Theological amnesia is especially troubling when life goes well. How easily we forget God when everything is on track in our lives? We forget that God loves us and wants the best for us. This was Israel’s perennial problem.
In many ways, this Isaiah text represents the same kind of theological slap in the face that reminds us how God really does reign over all nature and history, the one “who brings princes to naught and makes the rulers of the earth as nothing” (v.23). Isaiah is trying to cure the world’s amnesia. God has not forgotten you. Why are you forgetting God? We worry because we don’t trust God. Trust God more and you will cure your worry problems (William J. Carl III, Feasting on the Word, Year B, Volume 4, Westminster/John Knox Press, Louisville, © 2008: 315-319).
The people of Israel had forgotten God. They had forgotten that God created all that was around them, all that had been in their past, all that would support them in their future. They had forgotten that God would not forsake them, and would bring them through this time of trial. Isaiah reminds them that those who wait on the Lord will renew their strength, will not grow weary, will not faint, will mount up like wings of eagles, and will be supported all their lives (40:28-31). Israel had forgotten, and Isaiah reminded them.
In our daily walk of faith, when our world can become very small, sometimes we need that slap in the face to help us get some perspective.
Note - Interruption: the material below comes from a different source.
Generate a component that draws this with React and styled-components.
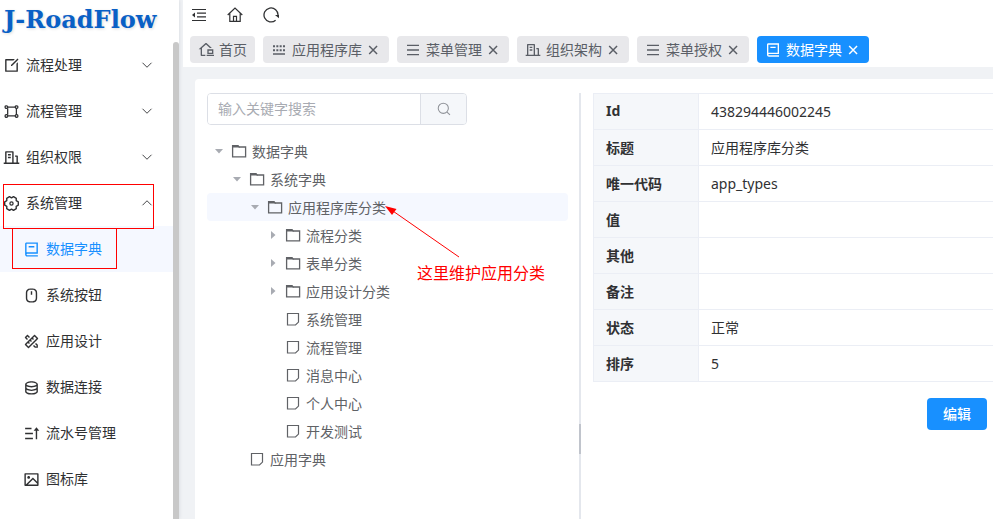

When we begin to focus in on the petty things of life, sometimes it takes a crisis or a major life event to move us from seeing the world down here, and getting up above the atmosphere and viewing it from an astronaut’s perspective. When we feel stuck in pain and grief and sadness, sometimes we need that still, small voice to remind us that we are loved – before, now, and forever.
I can tell you our of my own experience, when you are walking the journey of grief, it can feel very lonely. You see the world going along at its normal pace, and you can’t imagine how others are not struggling like you are.
One of the things I always appreciated about both my father and my father-in-law was their willingness to write notes, emails, texts, and cards. In my reflection for my father at his funeral, I wrote: “Dad was a letter writer, a gift he learned from his mother. I imagine many of us gathered here today were the recipient of a card, letter, or email from Frank Mansell – probably typed, because his handwriting was awful! But his communications reflected his caring heart, as he usually wanted to lift up something you had done to make his life special.” In cleaning out some papers a couple of weeks ago, I found a card that Debbie’s father had sent me last year for my birthday. These are all reminders that I will miss hearing from these wonderful men in the future.
I will admit that I have had real moments of wondering where was God in all of this. I have struggled to understand, to trust, to believe that this was really what God had in mind for us as a family.
(pulling out a box filled with cards) This box is filled with the cards and letters our family has received in the wake of our fathers’ deaths. They have come from many of you, from family and friends, from strangers we did not know but who knew these important men in our life. And in these cards and the words that are on them, it is as if God is saying, “Have you not known? Have you not heard? Has it not been told you from the beginning? I am here. I am present. I love you.
“My love has been present throughout time, my love surrounds you in all that you see, my love refuses to let go of you, even when you forget that I am here. It is my love which will support you through the good times and the bad times. It is my love which will keep your life in the palm of my hand. It is my love which will save you from your sins, and restore our relationship as Creator and being. It is my love which measures your worth – and your worth is invaluable in my eyes.”
Have we not known? Have we not heard? The Lord is our everlasting God, the Creator of the ends of the earth! Thanks be to God for his immeasurable love to us. Amen.